PROVIDED DATA:
Start
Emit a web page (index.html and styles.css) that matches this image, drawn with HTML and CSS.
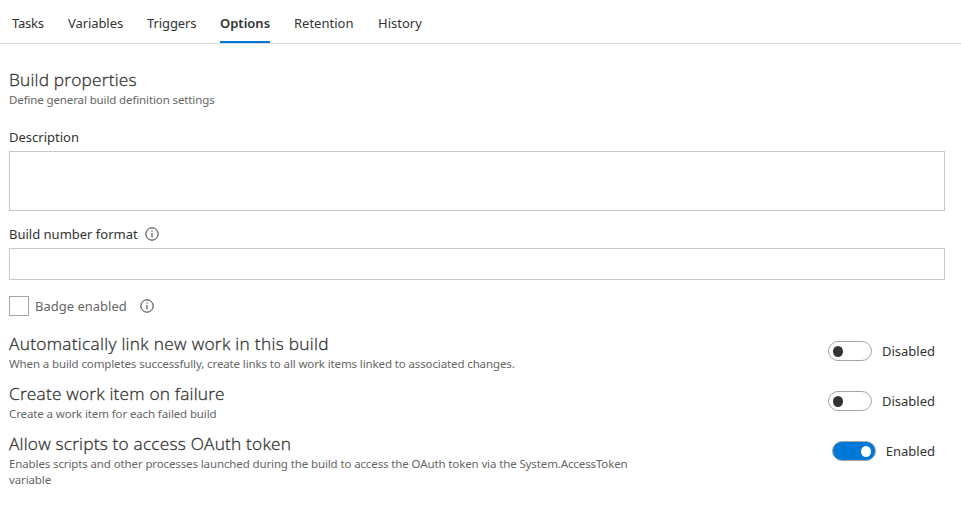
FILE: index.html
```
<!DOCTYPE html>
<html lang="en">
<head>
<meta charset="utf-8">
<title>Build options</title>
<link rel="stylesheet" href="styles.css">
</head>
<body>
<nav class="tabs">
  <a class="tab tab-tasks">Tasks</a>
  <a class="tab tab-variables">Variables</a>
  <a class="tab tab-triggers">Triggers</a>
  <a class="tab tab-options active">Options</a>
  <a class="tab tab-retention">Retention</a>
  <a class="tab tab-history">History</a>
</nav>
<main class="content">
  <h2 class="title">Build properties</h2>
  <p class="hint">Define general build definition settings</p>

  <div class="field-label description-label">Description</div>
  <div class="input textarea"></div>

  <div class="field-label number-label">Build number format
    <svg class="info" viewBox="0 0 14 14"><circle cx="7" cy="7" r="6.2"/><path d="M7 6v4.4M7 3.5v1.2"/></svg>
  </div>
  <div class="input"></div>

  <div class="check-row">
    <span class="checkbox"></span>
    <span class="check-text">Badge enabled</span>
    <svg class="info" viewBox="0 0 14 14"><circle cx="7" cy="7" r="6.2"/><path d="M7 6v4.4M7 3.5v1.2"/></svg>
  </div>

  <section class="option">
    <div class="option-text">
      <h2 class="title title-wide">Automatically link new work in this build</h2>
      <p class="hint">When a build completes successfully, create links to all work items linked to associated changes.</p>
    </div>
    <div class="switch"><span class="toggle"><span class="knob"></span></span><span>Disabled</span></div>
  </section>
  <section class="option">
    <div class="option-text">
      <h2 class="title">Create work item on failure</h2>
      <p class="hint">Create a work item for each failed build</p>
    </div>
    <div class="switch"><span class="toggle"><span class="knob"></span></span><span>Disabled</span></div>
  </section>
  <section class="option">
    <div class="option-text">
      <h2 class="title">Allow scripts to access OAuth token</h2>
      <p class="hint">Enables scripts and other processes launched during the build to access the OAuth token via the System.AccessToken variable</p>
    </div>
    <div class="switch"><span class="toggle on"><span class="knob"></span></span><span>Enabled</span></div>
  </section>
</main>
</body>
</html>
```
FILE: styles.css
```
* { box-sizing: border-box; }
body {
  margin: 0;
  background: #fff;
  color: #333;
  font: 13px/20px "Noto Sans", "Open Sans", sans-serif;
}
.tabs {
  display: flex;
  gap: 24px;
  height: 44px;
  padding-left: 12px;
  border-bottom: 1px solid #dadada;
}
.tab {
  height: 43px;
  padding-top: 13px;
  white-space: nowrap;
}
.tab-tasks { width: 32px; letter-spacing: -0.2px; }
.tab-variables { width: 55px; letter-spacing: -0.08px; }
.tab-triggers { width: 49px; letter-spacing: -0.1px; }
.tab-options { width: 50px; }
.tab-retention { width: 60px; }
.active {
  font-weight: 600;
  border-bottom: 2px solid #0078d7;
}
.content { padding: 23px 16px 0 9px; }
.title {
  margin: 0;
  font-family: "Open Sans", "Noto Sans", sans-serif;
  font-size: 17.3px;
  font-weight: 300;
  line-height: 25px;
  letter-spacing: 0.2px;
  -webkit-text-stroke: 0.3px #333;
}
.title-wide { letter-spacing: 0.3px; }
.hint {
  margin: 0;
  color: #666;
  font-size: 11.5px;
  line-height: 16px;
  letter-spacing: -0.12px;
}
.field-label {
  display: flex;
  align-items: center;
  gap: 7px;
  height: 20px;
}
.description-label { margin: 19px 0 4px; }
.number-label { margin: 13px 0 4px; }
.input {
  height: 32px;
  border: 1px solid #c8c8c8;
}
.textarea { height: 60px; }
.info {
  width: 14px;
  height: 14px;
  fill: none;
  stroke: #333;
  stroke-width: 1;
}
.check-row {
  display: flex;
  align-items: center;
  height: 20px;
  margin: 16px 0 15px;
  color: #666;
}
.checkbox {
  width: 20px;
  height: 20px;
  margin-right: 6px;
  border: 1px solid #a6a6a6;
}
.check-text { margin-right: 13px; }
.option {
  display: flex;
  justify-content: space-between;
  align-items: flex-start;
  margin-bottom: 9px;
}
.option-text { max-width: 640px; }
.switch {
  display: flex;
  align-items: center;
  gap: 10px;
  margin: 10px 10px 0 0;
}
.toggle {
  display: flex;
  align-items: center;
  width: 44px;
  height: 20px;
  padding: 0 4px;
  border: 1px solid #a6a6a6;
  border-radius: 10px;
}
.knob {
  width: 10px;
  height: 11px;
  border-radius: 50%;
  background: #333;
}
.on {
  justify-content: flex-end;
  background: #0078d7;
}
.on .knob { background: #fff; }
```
End
WHAT IS NEEDED:
Locate the word "styles" in the data above. Copy every line carrying it.

WRITTEN REPLY:
Emit a web page (index.html and styles.css) that matches this image, drawn with HTML and CSS.
<link rel="stylesheet" href="styles.css">
FILE: styles.css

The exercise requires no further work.